# General Topics > General Discussion & News >  Do Frogs have seizures?

## Ebony

Ive been helping a friend of a friend who's always wanted frogs. She's got two young Southern Bells (Litoria raniformis) They would be about a year old. I went to her place to check on their progress and she picked one up and it's legs suddenly went straight and it looked like its muscles in the whole of the frogs body were pulsing. The breathing was slowed as well. It honestly looked like it was having a seizure. I was so shocked to see this happen and  that she was so "here we go again" type manner.  She told me this happens allot when she picks it up and she sprays it with water and eventually its legs go back to normal and then everything is normal again. Ive never seen this before. This happened about a month ago and the frog is still OK. Does any one know about this??

----------


## Tom

Could it be some sort of defense mechanism? Like i don't think i would want to eat a thing that sporadicly twitches.

----------


## Kurt

Yes frogs can have seizures. I don't know what causes it, but if it were my frog it would've gone to the vet already.

----------


## Tom

If he does what will they do? Can they put it on anti convulsion medicine. For now i would suggest not handling it. Or doing anything that induces the seizures.

----------


## John Clare

It's possible it's a defence mechanism.  Seizures can occur in old frogs.  I would think it's most likely that the frog is not used to people and is just having an extreme reaction.

----------


## Tom

Really a defense mechanism? That was just a stab in the dark. What do you do if your froggie is having seizures?

----------


## Kurt

Me personally, I would have him checked out to rule out disease or neurological problems.

----------


## Ebony

I would have taken my frog to the vet as soon as it happened. Unfortunately I suggested this at the time but she didn't think it necessary. Ive been ringing her to ask how the frog is and she says its OK. We don't have Vets that know much about frogs here but I have come across one that is willing to help and who deals in Reps. I won't give up on this. I will talk to her again.

----------


## charitynbran

thats crazy...obviously me and the frogs have one thing in common we both have seizures.... lol

----------


## Ebony

She Say's the Frog is doing well and hasn't had another seizure yet.She didn't take it to the Vet :Mad: . 

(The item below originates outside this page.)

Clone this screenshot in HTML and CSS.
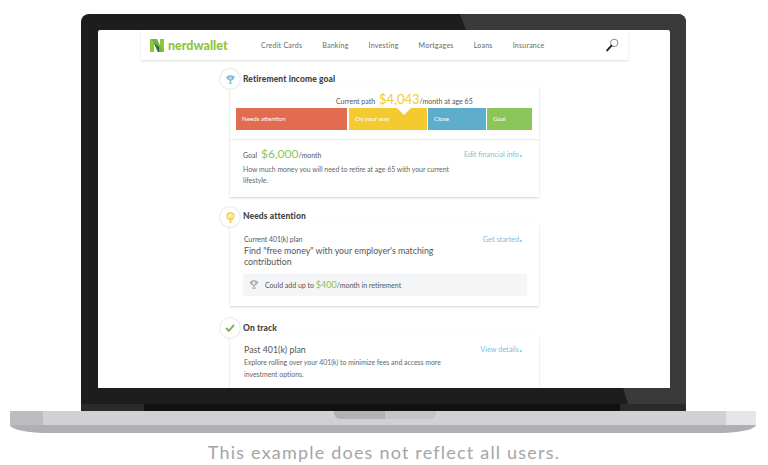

 She also has a Green and golden Frog (also young) that screams at her every time she puts her hand in her tank. Ive had frogs for 5 years and Ive never heard mine scream. I witnessed her frog doing it and i think it was really scared :Frown: . It was hopping around and just screaming until she shut the terrarium doors.

----------


## Tom

record it i want to hear a frog scream. Also does anyone think this could almost be its release call?

----------


## Ebony

Hi Tom...If you google Screaming frog you can see plenty. It not so nice to me as I think the frogs are unhappy/scared. Like my friends frog :Frown: . Its understandable for wild frogs but sad for captive frogs. But that's just my opinion.

----------


## Mike

What is her feeding and supplementation regimen?  It could be a defense mechanism, but it could also be linked to a calcium deficiency, among other possibilities.

----------


## Ebony

Hi Mike, She feeds them Meal-worms and flies. I noticed that her enclosure was quite dry the last time I was there. Ive told her to mist it regularly.

----------


## Johnny O. Farnen

I wish I could offer better advice on amphibian seizures.

 My own are triggered by certain food additives, a specific frequency of flashing light and certain heavy metals as a result of a really entertaining Navy story. :EEK!: 



What type of enclosure is the frog kept in? Plastic/glass/wood and screen?
I ask as there is a bit of research out on lab induced seizures in frogs using a bunch of chemicals I am unfamiliar with. They also used some chemicals that are commonly found in pressure treated wood, plywood and the wood of certain conifers.

----------